→ **SUPPLIED MATERIAL**:
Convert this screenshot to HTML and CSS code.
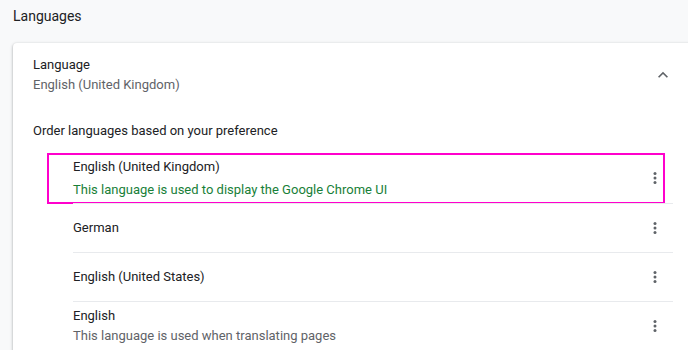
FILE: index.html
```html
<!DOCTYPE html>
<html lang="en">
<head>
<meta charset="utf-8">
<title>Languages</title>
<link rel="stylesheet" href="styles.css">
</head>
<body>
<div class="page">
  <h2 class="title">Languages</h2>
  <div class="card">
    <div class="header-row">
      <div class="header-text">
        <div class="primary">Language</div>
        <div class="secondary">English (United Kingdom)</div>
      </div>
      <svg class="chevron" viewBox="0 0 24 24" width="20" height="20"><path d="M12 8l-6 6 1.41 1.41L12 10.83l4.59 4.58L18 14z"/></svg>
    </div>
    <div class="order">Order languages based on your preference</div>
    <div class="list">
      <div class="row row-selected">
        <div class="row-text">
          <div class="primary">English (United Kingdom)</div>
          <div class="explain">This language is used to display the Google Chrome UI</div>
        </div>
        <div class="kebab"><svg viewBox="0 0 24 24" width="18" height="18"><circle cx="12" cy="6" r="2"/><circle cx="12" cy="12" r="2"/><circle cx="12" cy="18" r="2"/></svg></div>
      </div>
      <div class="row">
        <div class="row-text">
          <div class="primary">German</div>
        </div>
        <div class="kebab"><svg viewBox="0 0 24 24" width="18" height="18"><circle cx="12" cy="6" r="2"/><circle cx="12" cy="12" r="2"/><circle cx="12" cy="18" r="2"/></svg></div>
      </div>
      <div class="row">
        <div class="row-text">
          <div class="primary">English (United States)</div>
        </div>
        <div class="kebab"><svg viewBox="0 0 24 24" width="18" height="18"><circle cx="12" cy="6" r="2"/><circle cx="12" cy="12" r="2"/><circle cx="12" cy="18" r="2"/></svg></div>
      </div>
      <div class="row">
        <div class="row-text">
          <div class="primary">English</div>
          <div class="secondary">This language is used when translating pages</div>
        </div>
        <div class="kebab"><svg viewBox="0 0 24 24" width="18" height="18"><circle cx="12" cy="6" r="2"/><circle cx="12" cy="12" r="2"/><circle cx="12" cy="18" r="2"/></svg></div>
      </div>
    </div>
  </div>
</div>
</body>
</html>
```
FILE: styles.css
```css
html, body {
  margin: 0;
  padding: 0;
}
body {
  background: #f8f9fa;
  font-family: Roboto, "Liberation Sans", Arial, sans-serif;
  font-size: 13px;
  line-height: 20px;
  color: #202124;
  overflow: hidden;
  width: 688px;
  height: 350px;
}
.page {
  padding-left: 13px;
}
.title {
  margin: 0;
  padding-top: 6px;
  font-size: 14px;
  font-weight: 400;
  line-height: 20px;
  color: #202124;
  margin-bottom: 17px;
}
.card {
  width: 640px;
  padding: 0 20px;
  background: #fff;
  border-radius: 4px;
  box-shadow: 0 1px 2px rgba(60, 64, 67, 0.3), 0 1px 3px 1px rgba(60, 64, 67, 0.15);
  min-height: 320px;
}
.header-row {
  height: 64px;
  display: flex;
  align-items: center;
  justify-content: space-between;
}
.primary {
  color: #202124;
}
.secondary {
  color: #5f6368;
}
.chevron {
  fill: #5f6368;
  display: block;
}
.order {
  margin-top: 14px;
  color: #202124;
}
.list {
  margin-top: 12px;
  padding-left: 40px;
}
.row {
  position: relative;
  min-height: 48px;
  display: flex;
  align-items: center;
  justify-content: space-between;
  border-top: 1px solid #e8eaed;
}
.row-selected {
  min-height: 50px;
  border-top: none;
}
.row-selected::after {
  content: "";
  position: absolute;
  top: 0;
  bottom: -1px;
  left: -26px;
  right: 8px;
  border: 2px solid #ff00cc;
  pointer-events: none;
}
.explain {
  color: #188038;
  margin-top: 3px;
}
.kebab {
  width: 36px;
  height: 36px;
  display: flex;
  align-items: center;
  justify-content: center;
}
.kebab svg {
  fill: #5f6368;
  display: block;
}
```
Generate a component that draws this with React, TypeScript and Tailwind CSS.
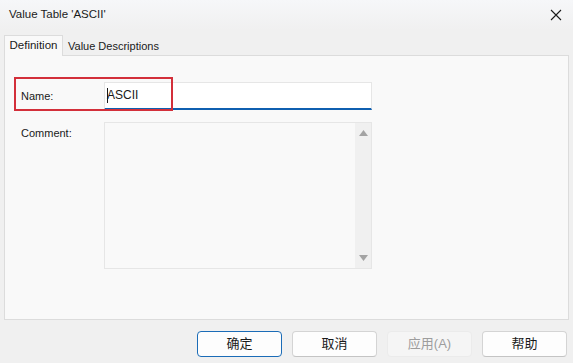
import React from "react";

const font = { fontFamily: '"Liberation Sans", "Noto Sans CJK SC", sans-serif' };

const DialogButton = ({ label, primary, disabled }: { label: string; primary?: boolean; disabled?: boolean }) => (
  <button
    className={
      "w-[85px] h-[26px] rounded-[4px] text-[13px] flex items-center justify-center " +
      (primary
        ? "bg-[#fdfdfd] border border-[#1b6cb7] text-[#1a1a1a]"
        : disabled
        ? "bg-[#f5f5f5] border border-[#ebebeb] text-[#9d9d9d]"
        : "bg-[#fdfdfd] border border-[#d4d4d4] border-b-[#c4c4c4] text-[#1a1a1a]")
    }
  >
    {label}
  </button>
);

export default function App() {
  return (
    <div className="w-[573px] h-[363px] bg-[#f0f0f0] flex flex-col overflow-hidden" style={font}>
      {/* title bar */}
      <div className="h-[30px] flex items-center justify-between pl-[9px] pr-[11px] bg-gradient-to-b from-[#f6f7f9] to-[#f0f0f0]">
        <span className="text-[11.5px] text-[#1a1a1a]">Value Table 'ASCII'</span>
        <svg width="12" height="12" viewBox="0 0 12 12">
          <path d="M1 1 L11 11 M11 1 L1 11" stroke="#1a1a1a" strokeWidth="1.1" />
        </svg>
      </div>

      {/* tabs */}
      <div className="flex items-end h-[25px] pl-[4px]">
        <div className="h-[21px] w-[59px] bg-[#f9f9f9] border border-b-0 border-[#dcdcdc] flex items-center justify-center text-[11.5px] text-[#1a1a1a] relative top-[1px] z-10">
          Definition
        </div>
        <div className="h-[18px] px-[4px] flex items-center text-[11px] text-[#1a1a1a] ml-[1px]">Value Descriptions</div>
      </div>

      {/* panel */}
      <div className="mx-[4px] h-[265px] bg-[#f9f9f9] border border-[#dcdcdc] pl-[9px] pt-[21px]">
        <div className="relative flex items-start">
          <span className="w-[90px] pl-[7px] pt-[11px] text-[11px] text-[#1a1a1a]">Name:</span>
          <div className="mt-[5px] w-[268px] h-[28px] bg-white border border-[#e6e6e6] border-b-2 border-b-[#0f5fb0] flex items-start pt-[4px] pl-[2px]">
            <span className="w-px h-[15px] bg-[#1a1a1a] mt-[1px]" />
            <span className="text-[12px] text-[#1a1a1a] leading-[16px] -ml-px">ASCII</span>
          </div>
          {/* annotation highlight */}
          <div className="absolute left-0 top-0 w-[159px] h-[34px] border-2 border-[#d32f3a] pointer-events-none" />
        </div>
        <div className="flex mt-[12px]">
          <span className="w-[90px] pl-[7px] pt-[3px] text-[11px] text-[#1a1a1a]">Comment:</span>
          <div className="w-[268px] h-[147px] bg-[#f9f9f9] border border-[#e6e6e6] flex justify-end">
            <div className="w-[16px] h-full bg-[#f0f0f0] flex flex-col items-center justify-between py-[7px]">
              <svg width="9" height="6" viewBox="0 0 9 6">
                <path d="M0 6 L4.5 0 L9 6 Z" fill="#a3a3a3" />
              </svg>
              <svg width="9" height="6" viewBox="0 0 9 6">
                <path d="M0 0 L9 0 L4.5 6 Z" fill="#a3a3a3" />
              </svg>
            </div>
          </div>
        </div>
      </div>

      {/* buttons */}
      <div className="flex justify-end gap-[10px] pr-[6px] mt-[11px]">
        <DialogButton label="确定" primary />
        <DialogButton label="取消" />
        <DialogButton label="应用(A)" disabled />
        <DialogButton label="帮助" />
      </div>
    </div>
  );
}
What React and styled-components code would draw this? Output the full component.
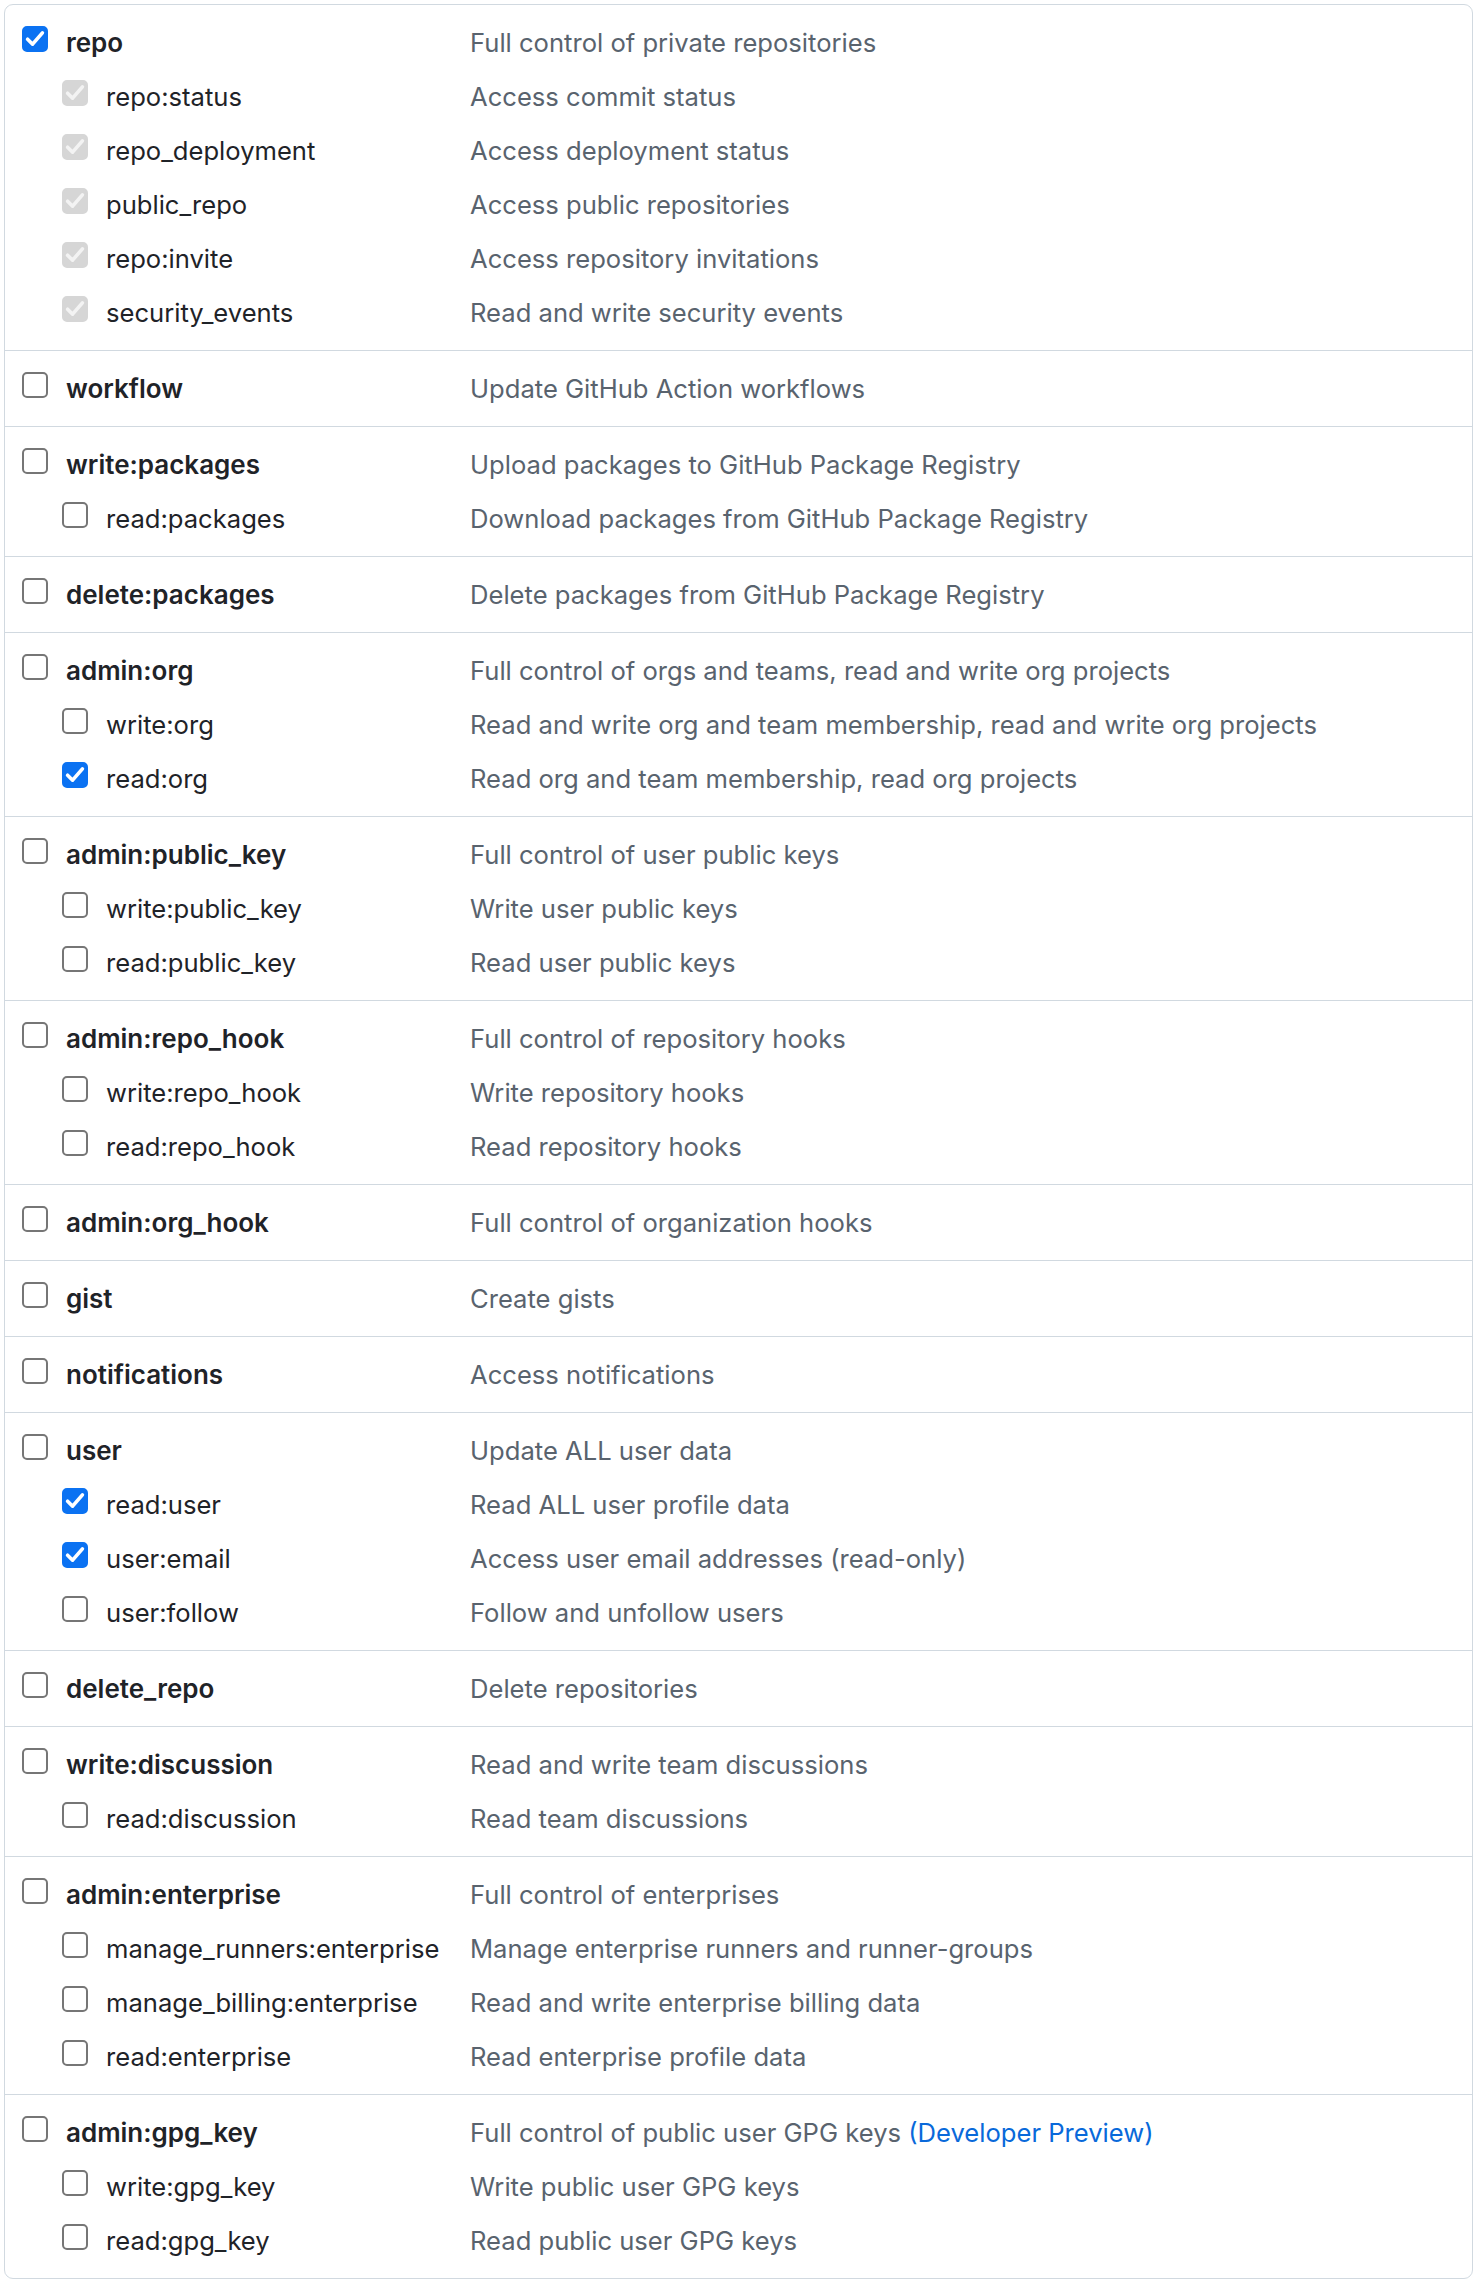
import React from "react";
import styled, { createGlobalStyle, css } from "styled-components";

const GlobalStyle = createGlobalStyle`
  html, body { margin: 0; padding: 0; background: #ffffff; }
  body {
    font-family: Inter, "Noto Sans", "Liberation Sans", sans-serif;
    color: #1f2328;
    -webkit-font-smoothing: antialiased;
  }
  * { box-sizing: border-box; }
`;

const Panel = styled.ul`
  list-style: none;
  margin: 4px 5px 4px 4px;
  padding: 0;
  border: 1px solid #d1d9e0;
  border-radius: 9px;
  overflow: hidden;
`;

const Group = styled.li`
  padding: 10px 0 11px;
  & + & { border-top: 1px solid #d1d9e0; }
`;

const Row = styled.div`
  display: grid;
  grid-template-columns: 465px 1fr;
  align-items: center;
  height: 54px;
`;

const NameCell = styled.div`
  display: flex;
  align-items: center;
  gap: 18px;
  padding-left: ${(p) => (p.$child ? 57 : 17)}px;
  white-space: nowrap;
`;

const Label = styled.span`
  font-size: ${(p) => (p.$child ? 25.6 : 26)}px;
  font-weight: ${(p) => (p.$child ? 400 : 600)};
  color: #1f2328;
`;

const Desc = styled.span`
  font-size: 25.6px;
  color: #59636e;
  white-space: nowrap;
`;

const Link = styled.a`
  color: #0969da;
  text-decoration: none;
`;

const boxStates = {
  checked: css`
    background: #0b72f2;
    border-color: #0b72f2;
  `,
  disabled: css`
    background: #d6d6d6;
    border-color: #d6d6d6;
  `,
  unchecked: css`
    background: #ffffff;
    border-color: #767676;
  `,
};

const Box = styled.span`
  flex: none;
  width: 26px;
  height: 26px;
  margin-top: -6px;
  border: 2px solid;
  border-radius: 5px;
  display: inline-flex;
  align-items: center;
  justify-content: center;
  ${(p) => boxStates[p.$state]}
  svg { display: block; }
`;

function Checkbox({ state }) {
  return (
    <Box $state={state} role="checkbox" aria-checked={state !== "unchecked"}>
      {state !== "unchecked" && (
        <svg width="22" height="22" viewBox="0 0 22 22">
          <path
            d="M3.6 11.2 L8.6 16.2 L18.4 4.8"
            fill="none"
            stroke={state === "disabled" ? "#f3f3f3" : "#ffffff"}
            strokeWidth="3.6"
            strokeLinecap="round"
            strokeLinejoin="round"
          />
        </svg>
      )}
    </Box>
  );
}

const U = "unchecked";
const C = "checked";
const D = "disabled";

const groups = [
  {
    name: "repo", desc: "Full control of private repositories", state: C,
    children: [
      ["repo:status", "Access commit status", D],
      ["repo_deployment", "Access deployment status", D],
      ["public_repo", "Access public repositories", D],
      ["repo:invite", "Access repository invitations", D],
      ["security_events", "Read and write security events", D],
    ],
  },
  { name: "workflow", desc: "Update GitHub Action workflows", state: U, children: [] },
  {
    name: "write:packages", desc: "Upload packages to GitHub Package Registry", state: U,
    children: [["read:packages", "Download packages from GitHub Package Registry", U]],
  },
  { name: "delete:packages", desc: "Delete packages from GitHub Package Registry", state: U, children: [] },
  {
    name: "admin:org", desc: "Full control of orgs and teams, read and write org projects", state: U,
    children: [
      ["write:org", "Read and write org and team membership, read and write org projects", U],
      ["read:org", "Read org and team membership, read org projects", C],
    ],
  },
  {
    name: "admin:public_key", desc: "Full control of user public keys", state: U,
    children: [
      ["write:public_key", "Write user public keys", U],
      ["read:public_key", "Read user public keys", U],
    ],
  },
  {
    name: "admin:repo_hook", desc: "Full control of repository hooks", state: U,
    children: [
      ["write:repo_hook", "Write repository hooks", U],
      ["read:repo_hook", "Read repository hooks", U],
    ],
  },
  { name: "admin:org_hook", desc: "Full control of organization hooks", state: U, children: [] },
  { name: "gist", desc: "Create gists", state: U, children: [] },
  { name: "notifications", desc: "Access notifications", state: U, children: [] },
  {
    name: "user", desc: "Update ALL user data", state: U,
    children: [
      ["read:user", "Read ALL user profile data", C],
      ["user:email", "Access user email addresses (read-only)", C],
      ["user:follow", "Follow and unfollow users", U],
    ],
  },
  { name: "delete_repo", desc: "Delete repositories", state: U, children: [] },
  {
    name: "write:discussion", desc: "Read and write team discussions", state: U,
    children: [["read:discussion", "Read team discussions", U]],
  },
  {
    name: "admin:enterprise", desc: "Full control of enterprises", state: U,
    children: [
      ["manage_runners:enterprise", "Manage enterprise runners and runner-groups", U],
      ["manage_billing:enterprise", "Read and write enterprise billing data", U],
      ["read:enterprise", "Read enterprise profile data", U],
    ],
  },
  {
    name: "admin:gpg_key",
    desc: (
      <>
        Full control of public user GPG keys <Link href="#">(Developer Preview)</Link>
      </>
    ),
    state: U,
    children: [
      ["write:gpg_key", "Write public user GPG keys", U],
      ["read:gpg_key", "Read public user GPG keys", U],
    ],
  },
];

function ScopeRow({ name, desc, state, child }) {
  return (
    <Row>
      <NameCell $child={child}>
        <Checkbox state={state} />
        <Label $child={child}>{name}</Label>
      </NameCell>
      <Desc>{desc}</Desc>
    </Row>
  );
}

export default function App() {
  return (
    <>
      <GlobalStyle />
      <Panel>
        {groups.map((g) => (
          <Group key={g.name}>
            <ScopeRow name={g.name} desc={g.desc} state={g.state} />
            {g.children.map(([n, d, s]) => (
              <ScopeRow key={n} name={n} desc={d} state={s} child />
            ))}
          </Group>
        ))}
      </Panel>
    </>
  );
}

→ **AIM**:
Each line in the listing above that contains "React" should be copied.

→ **FINISHED ANSWER**:
Generate a component that draws this with React, TypeScript and Tailwind CSS.
import React from "react";
What React and styled-components code would draw this? Output the full component.
import React from "react";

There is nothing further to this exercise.